Online Service Apologies

Both at work and not at work, I believe in having as much as possible in the cloud. Recently that’s been a little problematic as SharePoint Online has been experiencing some outages. That in itself I don’t have a problem with. Just as software has bugs, services will occasionally go offline, and these services have spent less time offline than if I was maintaining them myself. What Microsoft endeavour to do well with these services is keep a service dashboard up to date with any incidents that are ongoing, and publish post-incident reports (PIRs) afterwards to explain what went wrong, why it happened, and how they’re going to stop it from happening again.

While this may seem like a really good idea, the execution leaves a bit to be desired. They get the first two pretty spot-on as far as I’m concerned, and then the third one is always a bit wishy-washy. Here’s some examples:

Finding(s): A portion of server capacity that hosts the Domain Name System (DNS) service was unresponsive.
Action(s): Further investigate the affected capacity to determine why the servers became unresponsive and help prevent a re-occurrence of the scenario.
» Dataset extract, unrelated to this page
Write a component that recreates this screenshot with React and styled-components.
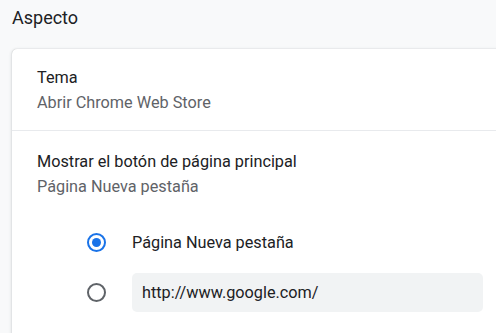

Finding(s): An update to the environment unexpectedly introduced a configuration issue on a portion of capacity that delivers content to customers.
Action(s): Resolve the issue of missing certificates; review the infrastructure update process to prevent re-occurrences of this scenario.

Finding(s): A limited portion of capacity that stores SharePoint Online site content was in a degraded state.
Action(s): Further investigate the affected capacity to identify the cause and help prevent a re-occurrence of the scenario.

Finding(s): An update to the environment unexpectedly disabled a property that displays the picture for the user account profile.
Action(s): Review the infrastructure update process to determine how the issue was introduced and prevent re-occurrences of this scenario.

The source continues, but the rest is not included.